### WRITTEN PROBLEM
Count lines holding the word "this". Only the number is wanted.

### RECORDED DATA
#####

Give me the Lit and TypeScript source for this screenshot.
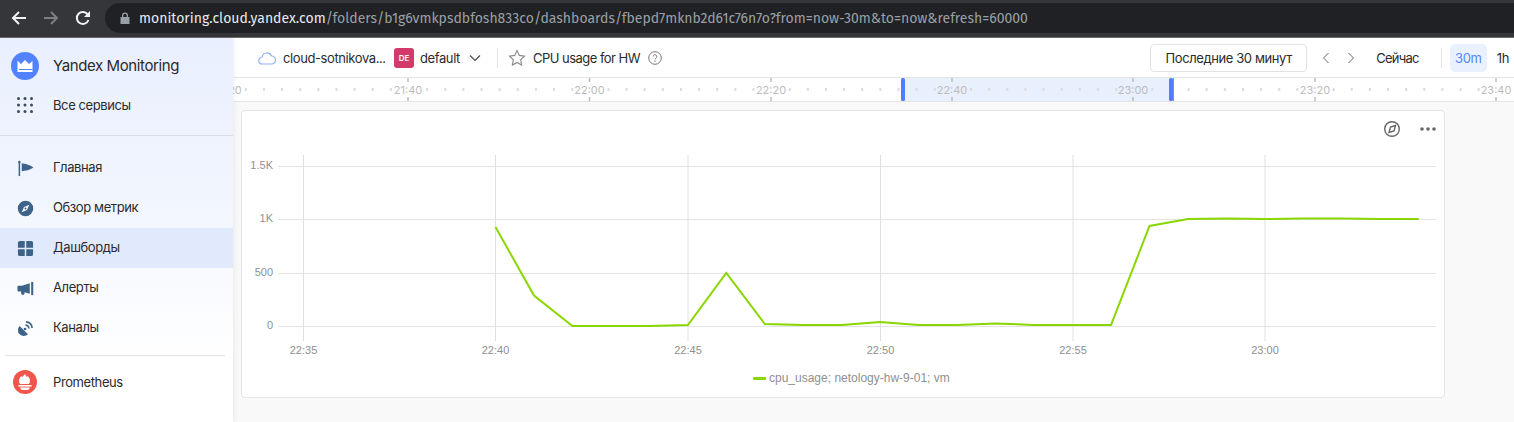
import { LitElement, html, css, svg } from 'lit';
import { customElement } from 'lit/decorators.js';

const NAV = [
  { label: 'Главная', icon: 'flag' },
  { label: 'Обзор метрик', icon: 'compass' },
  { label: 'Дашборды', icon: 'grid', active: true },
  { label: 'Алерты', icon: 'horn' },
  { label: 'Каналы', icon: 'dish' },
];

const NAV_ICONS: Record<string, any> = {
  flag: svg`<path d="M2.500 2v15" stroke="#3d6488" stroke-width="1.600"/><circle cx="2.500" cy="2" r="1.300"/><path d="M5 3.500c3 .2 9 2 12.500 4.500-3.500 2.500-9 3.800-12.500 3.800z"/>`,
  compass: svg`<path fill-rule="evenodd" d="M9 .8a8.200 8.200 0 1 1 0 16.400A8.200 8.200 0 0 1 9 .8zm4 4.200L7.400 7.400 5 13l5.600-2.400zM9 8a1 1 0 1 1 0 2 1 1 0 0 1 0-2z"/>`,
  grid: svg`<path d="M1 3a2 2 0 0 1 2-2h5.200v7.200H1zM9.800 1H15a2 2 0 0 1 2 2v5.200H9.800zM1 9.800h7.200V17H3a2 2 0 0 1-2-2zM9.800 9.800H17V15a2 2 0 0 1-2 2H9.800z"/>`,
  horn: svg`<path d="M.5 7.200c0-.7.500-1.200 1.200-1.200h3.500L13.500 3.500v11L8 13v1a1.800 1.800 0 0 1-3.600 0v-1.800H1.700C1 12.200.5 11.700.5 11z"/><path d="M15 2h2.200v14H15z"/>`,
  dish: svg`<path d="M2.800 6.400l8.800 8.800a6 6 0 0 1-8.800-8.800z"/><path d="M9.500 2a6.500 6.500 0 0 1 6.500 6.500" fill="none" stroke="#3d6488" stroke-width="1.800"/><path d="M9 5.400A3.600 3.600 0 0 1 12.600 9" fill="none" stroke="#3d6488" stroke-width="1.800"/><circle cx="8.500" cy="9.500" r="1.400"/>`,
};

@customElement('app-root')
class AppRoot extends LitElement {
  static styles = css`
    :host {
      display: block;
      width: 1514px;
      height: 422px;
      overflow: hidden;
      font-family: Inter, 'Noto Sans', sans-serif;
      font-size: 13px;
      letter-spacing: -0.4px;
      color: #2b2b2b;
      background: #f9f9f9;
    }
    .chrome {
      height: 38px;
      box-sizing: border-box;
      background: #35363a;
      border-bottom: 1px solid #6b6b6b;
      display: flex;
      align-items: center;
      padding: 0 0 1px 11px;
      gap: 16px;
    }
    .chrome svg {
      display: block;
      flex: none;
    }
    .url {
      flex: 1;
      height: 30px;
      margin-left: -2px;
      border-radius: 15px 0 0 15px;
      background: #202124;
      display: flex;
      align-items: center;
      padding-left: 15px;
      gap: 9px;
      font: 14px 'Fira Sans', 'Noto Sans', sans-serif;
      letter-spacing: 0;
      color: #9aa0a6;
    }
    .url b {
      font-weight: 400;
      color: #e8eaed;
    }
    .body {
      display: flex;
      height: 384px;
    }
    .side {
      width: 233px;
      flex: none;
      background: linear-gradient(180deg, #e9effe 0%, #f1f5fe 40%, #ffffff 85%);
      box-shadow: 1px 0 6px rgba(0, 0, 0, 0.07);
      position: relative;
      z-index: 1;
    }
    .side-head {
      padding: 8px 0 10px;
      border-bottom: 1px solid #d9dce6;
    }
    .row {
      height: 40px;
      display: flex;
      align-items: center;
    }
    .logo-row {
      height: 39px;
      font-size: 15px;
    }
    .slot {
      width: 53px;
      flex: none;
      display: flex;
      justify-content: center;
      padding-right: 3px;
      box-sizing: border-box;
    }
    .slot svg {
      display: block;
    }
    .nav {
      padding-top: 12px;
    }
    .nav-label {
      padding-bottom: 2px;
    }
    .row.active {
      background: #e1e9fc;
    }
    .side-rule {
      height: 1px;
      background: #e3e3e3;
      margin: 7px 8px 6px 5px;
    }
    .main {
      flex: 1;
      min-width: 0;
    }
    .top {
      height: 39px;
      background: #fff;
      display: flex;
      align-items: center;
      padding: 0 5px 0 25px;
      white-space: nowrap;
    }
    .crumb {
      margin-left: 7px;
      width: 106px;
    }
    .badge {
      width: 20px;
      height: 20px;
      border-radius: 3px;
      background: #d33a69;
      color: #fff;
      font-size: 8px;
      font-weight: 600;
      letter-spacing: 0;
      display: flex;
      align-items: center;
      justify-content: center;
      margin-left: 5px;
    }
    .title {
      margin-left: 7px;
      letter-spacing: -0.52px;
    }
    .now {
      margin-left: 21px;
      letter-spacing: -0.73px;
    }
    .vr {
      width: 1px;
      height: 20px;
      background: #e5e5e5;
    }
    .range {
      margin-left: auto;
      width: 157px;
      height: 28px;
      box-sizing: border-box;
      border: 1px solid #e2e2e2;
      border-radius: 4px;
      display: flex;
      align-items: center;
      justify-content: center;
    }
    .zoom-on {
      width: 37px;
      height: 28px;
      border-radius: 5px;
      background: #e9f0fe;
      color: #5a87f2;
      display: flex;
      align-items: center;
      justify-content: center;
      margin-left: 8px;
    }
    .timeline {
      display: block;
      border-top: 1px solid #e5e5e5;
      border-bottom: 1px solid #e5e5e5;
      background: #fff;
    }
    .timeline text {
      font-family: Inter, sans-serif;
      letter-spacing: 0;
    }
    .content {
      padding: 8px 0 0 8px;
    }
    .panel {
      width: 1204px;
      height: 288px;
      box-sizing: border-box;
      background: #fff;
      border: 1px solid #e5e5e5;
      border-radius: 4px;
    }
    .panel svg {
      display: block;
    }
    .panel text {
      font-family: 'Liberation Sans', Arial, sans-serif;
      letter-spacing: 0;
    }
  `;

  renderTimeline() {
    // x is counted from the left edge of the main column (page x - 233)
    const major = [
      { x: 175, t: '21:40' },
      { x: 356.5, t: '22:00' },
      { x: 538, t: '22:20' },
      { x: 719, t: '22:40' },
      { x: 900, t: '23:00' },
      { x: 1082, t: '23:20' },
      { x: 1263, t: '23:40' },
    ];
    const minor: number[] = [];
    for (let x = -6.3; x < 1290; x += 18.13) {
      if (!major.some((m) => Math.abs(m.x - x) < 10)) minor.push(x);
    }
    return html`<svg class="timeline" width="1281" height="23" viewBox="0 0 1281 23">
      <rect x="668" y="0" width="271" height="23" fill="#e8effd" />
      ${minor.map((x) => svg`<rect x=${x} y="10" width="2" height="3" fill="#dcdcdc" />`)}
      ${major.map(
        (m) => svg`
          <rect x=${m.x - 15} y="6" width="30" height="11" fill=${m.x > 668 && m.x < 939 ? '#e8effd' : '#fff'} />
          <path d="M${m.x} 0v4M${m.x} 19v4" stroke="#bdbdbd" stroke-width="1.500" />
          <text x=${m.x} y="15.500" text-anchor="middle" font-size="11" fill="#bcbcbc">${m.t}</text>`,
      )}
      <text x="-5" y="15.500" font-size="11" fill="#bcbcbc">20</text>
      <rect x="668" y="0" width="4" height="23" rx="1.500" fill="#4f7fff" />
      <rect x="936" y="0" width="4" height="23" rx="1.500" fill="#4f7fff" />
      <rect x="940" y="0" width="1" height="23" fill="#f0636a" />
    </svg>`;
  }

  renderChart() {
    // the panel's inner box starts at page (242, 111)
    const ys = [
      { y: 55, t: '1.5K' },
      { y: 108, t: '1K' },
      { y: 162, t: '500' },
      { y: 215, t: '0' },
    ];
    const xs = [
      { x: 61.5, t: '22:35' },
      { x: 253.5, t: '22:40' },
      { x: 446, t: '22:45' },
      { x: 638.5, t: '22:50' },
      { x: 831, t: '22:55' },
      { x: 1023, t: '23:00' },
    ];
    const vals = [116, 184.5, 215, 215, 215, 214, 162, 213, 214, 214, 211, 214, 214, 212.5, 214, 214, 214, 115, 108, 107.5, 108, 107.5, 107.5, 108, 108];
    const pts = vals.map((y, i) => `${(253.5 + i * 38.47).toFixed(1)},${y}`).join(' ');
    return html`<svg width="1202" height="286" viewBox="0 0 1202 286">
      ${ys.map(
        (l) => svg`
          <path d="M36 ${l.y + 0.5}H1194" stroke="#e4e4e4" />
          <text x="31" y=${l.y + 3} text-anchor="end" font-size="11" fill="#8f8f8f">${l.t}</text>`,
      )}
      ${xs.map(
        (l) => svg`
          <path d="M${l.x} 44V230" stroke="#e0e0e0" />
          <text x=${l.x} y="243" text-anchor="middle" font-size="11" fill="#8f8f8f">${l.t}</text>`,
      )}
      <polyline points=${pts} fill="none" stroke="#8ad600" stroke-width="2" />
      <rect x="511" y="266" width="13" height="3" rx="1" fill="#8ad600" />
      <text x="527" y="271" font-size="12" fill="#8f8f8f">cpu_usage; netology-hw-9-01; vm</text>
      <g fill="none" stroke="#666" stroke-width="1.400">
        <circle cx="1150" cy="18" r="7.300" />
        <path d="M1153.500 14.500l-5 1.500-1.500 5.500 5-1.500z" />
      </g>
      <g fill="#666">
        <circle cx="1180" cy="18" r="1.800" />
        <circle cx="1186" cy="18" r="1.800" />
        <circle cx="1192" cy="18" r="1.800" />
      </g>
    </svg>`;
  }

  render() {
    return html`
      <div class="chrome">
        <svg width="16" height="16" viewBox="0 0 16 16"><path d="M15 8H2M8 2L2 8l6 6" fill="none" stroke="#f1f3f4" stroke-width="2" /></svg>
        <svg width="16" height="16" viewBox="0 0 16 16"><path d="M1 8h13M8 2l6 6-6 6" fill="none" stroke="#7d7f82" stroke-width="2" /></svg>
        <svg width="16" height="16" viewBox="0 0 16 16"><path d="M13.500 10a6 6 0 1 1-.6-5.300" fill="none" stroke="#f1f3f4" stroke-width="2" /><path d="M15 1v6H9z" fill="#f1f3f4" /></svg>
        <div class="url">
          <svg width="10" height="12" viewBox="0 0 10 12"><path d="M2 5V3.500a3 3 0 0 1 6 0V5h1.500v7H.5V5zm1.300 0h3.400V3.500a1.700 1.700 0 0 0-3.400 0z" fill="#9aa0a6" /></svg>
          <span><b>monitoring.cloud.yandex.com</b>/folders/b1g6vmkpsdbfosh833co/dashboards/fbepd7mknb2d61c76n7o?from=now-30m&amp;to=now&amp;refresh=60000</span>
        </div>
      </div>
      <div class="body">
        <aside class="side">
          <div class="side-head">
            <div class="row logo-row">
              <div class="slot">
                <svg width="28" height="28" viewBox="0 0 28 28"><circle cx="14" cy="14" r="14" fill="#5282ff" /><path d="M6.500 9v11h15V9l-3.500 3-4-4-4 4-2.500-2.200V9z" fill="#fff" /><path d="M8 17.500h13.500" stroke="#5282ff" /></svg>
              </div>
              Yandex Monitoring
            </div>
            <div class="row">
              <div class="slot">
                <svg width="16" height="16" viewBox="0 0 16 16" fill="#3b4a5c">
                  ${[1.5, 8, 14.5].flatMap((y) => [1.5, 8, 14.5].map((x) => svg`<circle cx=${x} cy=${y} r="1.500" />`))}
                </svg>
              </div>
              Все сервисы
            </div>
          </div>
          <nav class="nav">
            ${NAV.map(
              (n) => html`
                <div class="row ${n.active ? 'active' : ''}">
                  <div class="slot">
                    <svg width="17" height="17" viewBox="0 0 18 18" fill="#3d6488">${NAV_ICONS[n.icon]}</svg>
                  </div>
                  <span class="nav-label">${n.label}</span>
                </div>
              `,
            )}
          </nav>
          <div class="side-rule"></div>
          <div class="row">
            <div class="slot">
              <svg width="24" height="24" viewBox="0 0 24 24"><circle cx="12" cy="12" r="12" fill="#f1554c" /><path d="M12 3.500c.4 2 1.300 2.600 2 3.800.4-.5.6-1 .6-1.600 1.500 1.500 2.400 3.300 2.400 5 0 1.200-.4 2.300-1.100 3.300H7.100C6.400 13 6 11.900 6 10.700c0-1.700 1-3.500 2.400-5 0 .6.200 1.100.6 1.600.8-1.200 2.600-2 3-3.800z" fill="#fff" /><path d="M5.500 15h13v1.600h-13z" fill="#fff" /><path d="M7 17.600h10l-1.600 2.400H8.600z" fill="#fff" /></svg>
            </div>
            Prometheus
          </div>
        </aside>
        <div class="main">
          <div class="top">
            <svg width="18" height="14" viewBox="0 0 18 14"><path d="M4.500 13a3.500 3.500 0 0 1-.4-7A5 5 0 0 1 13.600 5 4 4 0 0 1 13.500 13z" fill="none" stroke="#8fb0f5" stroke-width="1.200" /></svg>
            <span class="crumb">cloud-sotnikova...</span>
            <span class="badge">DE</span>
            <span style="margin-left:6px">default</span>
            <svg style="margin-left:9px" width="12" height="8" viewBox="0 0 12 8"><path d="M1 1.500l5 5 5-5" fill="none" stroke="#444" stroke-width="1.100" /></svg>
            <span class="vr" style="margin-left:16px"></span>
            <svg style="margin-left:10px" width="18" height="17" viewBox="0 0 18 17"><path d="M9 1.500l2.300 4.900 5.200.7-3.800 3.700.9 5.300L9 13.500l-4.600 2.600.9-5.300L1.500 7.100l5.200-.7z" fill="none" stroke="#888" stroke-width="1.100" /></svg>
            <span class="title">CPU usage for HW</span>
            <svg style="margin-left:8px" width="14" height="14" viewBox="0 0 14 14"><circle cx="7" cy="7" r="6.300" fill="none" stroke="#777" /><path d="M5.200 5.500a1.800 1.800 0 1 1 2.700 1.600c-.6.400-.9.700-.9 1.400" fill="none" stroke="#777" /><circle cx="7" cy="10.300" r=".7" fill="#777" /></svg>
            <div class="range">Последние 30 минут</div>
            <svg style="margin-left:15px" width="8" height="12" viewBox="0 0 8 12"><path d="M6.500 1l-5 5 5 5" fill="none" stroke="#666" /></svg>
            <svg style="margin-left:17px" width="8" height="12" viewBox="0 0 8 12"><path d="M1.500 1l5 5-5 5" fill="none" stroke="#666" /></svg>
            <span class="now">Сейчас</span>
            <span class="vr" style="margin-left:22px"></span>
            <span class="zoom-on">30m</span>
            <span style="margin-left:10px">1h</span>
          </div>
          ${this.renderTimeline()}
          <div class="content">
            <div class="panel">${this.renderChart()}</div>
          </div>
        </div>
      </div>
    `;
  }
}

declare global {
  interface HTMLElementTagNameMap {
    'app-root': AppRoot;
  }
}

#####

### ANSWER TO THE PROBLEM
3